# Foreign/Currency Exchange for transferring Lira OUT of Turkey



## tashla (Sep 18, 2011)

hey,

just wondering if anyone knows a good foreign/currency exchange company that offers low or no fees and a good exchange rate for transferring Turkish Lira *OUT* of Turkey 

i already have an xe.com account, but they only provide transfers from other currencies *INTO* Turkey and not *OUT*. this also seems to be the case with most other companies i've looked at. is there any that provide transfers *OUT*? or will i just have to stick with international transfers with my bank?

just trying to avoid paying the bank's fees and bad exchange rate if possible


----------



## belgarath (Jul 15, 2011)

You can't eat the cake AND have the cake at the same time  

If the amount is not HUGE, convert the lira to USD/EUR/AUD etc. and carry the cash with you. 

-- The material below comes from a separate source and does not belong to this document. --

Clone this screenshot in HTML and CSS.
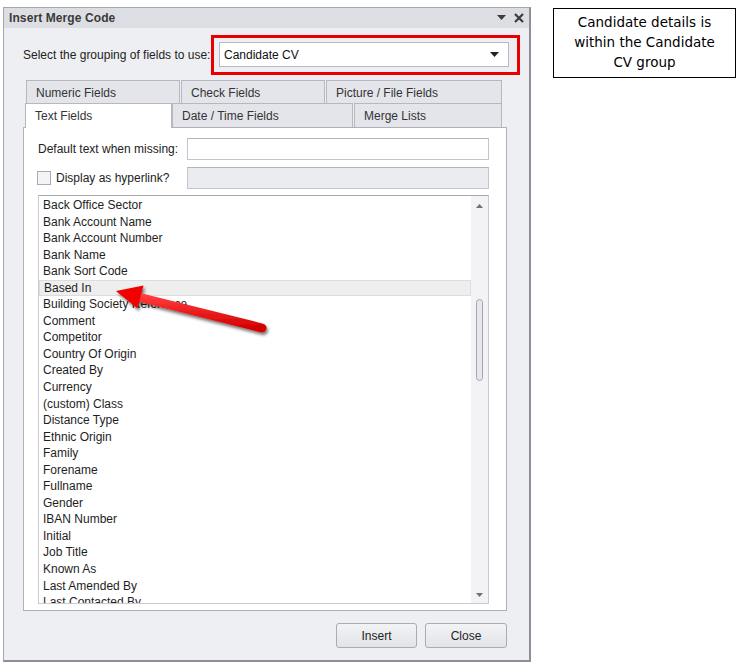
FILE: index.html
```html
<!DOCTYPE html>
<html>
<head>
<meta charset="utf-8">
<link rel="stylesheet" href="styles.css">
</head>
<body>
<div class="page">
  <div class="dialog">
    <div class="titlebar">
      <span class="title">Insert Merge Code</span>
      <span class="tb-icons">
        <svg width="9" height="6" viewBox="0 0 9 6"><path d="M0 0H9L4.5 5Z" fill="#3c3c3c"/></svg>
        <svg width="10" height="10" viewBox="0 0 10 10"><path d="M1 1L9 9M9 1L1 9" stroke="#3c3c3c" stroke-width="2.2"/></svg>
      </span>
    </div>
    <div class="body">
      <div class="group-row">
        <span class="group-label">Select the grouping of fields to use:</span>
        <div class="highlight">
          <div class="combo">
            <span>Candidate CV</span>
            <svg width="9" height="5" viewBox="0 0 9 5"><path d="M0 0H9L4.5 5Z" fill="#222"/></svg>
          </div>
        </div>
      </div>
      <div class="tabs">
        <div class="tab-row row1">
          <div class="tab w-num">Numeric Fields</div>
          <div class="tab w-check">Check Fields</div>
          <div class="tab w-pic">Picture / File Fields</div>
        </div>
        <div class="tab-row row2">
          <div class="tab active w-text">Text Fields</div>
          <div class="tab w-date">Date / Time Fields</div>
          <div class="tab w-merge">Merge Lists</div>
        </div>
        <div class="panel">
          <div class="form-row">
            <span class="form-label">Default text when missing:</span>
            <div class="input"></div>
          </div>
          <div class="form-row">
            <span class="form-label check-label"><span class="checkbox"></span>Display as hyperlink?</span>
            <div class="input disabled"></div>
          </div>
          <div class="list">
            <div class="items">
              <div class="item">Back Office Sector</div>
              <div class="item">Bank Account Name</div>
              <div class="item">Bank Account Number</div>
              <div class="item">Bank Name</div>
              <div class="item">Bank Sort Code</div>
              <div class="item selected">Based In</div>
              <div class="item">Building Society Reference</div>
              <div class="item">Comment</div>
              <div class="item">Competitor</div>
              <div class="item">Country Of Origin</div>
              <div class="item">Created By</div>
              <div class="item">Currency</div>
              <div class="item">(custom) Class</div>
              <div class="item">Distance Type</div>
              <div class="item">Ethnic Origin</div>
              <div class="item">Family</div>
              <div class="item">Forename</div>
              <div class="item">Fullname</div>
              <div class="item">Gender</div>
              <div class="item">IBAN Number</div>
              <div class="item">Initial</div>
              <div class="item">Job Title</div>
              <div class="item">Known As</div>
              <div class="item">Last Amended By</div>
              <div class="item">Last Contacted By</div>
            </div>
            <div class="scrollbar">
              <svg class="sb-arrow" width="7" height="4" viewBox="0 0 7 4"><path d="M0 4H7L3.5 0Z" fill="#6e7078"/></svg>
              <div class="sb-track"><div class="sb-thumb"></div></div>
              <svg class="sb-arrow" width="7" height="4" viewBox="0 0 7 4"><path d="M0 0H7L3.5 4Z" fill="#6e7078"/></svg>
            </div>
          </div>
        </div>
      </div>
      <div class="buttons">
        <button class="btn w-insert">Insert</button>
        <button class="btn w-close">Close</button>
      </div>
    </div>
  </div>
  <div class="note">Candidate details is within the Candidate CV group</div>
  <svg class="arrow" width="743" height="667" viewBox="0 0 743 667">
    <defs>
      <filter id="sh" x="-20%" y="-40%" width="140%" height="180%">
        <feDropShadow dx="1.5" dy="2.5" stdDeviation="1.6" flood-color="#000" flood-opacity="0.55"/>
      </filter>
      <linearGradient id="rg" x1="0" y1="0" x2="0" y2="1">
        <stop offset="0" stop-color="#ff3a3a"/>
        <stop offset="1" stop-color="#d40000"/>
      </linearGradient>
    </defs>
    <g filter="url(#sh)">
      <line x1="138" y1="297" x2="262" y2="328" stroke="url(#rg)" stroke-width="9" stroke-linecap="round"/>
      <path d="M116 291L143.5 285.5L137.5 308.5Z" fill="#f20000"/>
    </g>
  </svg>
</div>
</body>
</html>
```
FILE: styles.css
```css
* { box-sizing: border-box; }
body {
  margin: 0;
  background: #fff;
  font-family: "Liberation Sans", Arial, sans-serif;
  font-size: 12px;
  color: #1e1e1e;
}
.page {
  position: relative;
  width: 743px;
  height: 667px;
  display: flex;
  align-items: flex-start;
}
.dialog {
  margin: 7px 0 0 3px;
  width: 528px;
  height: 655px;
  flex-shrink: 0;
  background: #eeeff2;
  border: 1px solid #a5a7ac;
  border-right: 2px solid #8d9096;
  border-bottom: 2px solid #8d9096;
  display: flex;
  flex-direction: column;
}
.titlebar {
  height: 20px;
  background: #dcdee3;
  display: flex;
  align-items: center;
  justify-content: space-between;
  padding: 0 5px 0 5px;
}
.title {
  font-weight: bold;
  font-size: 12px;
  color: #3a3a3a;
  letter-spacing: 0.1px;
}
.tb-icons { display: flex; align-items: center; gap: 8px; }
.body {
  flex: 1;
  display: flex;
  flex-direction: column;
  padding: 7px 0 0 19px;
}
.group-row {
  display: flex;
  align-items: center;
  height: 40px;
}
.group-label { width: 188px; flex-shrink: 0; white-space: nowrap; color: #222; }
.highlight {
  flex-shrink: 0;
  border: 3px solid #ea0000;
  width: 309px;
  height: 40px;
  padding: 4px 8px 5px 5px;
}
.combo {
  height: 25px;
  background: #fff;
  border: 1px solid #b8bbc1;
  display: flex;
  align-items: center;
  justify-content: space-between;
  padding: 0 9px 0 4px;
  color: #111;
}
.tabs {
  margin-top: 5px;
  display: flex;
  flex-direction: column;
  width: 484px;
}
.tab-row { display: flex; height: 24px; }
.row1 { padding-left: 3px; }
.row2 { padding-left: 2px; margin-top: -1px; position: relative; z-index: 2; height: 24px; }
.tab {
  background: #e4e5ea;
  border: 1px solid #b6b8be;
  border-bottom: none;
  padding: 5px 0 0 9px;
  color: #333;
  white-space: nowrap;
  margin-right: 1px;
}
.tab.active {
  background: #fff;
  padding-top: 5px;
  height: 25px;
  margin-right: 0;
}
.w-num { width: 154px; }
.w-check { width: 144px; }
.w-pic { width: 176px; }
.w-text { width: 147px; }
.w-date { width: 181px; }
.w-merge { width: 148px; }
.panel {
  background: #fff;
  border: 1px solid #aeb1b7;
  height: 484px;
  padding: 10px 17px 6px 14px;
  display: flex;
  flex-direction: column;
}
.form-row {
  display: flex;
  align-items: center;
  justify-content: space-between;
  margin-bottom: 7px;
}
.form-label { color: #222; }
.check-label { display: flex; align-items: center; }
.checkbox {
  width: 14px;
  height: 14px;
  border: 1px solid #a9acb2;
  background: #f4f4f6;
  margin: 0 5px 0 -1px;
}
.input {
  width: 302px;
  height: 22px;
  background: #fff;
  border: 1px solid #c3c5ca;
  border-top-color: #b2b4ba;
}
.input.disabled { background: #ebecef; }
.list {
  flex: 1;
  display: flex;
  border: 1px solid #c9cbd0;
  border-top-color: #a7aaaf;
  overflow: hidden;
  margin-top: -1px;
}
.items {
  flex: 1;
  padding-top: 1px;
  overflow: hidden;
}
.item {
  height: 16.55px;
  line-height: 16px;
  padding-left: 4px;
  white-space: nowrap;
  color: #1e1e1e;
}
.item.selected {
  background: #eeeeef;
  border: 1px solid #dcdde0;
  line-height: 14px;
}
.scrollbar {
  width: 17px;
  background: #f3f3f6;
  display: flex;
  flex-direction: column;
  align-items: center;
  padding: 8px 0 6px;
}
.sb-track { flex: 1; width: 100%; display: flex; justify-content: center; padding-top: 91px; }
.sb-thumb {
  width: 7px;
  height: 82px;
  border: 1px solid #a4a7ae;
  border-radius: 4px;
  background: #e6e7eb;
}
.buttons {
  display: flex;
  justify-content: flex-end;
  gap: 8px;
  margin-top: 12px;
  width: 484px;
}
.btn {
  height: 25px;
  border: 1px solid #a9acb2;
  border-radius: 3px;
  background: linear-gradient(#f2f3f5, #e3e4e8);
  font-family: "Liberation Sans", Arial, sans-serif;
  font-size: 12px;
  color: #222;
}
.w-insert { width: 81px; }
.w-close { width: 82px; }
.note {
  margin: 8px 0 0 22px;
  width: 183px;
  height: 70px;
  border: 1px solid #000;
  text-align: center;
  font-family: "DejaVu Sans", sans-serif;
  font-size: 13.5px;
  line-height: 20px;
  padding: 3px 12px 0;
  color: #000;
}
.arrow {
  position: absolute;
  left: 0;
  top: 0;
  pointer-events: none;
}
```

Whatever the institution name is (bank, securities, etc.) you will end up paying the transfer fee, or hit by the bad exchange rate. (Some will try to get both, watch out!)


----------



## tashla (Sep 18, 2011)

Hm, I thought that would be the case...
I just thought it was interesting that all the foreign exchange companies are willing to transfer into Turkey but none of them will transfer out. Why is that?
Yeah, I'm thinking the best thing might be to convert the TL and carry the cash over - I just didn't want that added risk of me losing my cash somehow...


----------



## belgarath (Jul 15, 2011)

If the amount is real BIG, make sure that you declare it at the arrival point customs if the target country requires it. Otherwise, you might be labelled as a black money carrier.


----------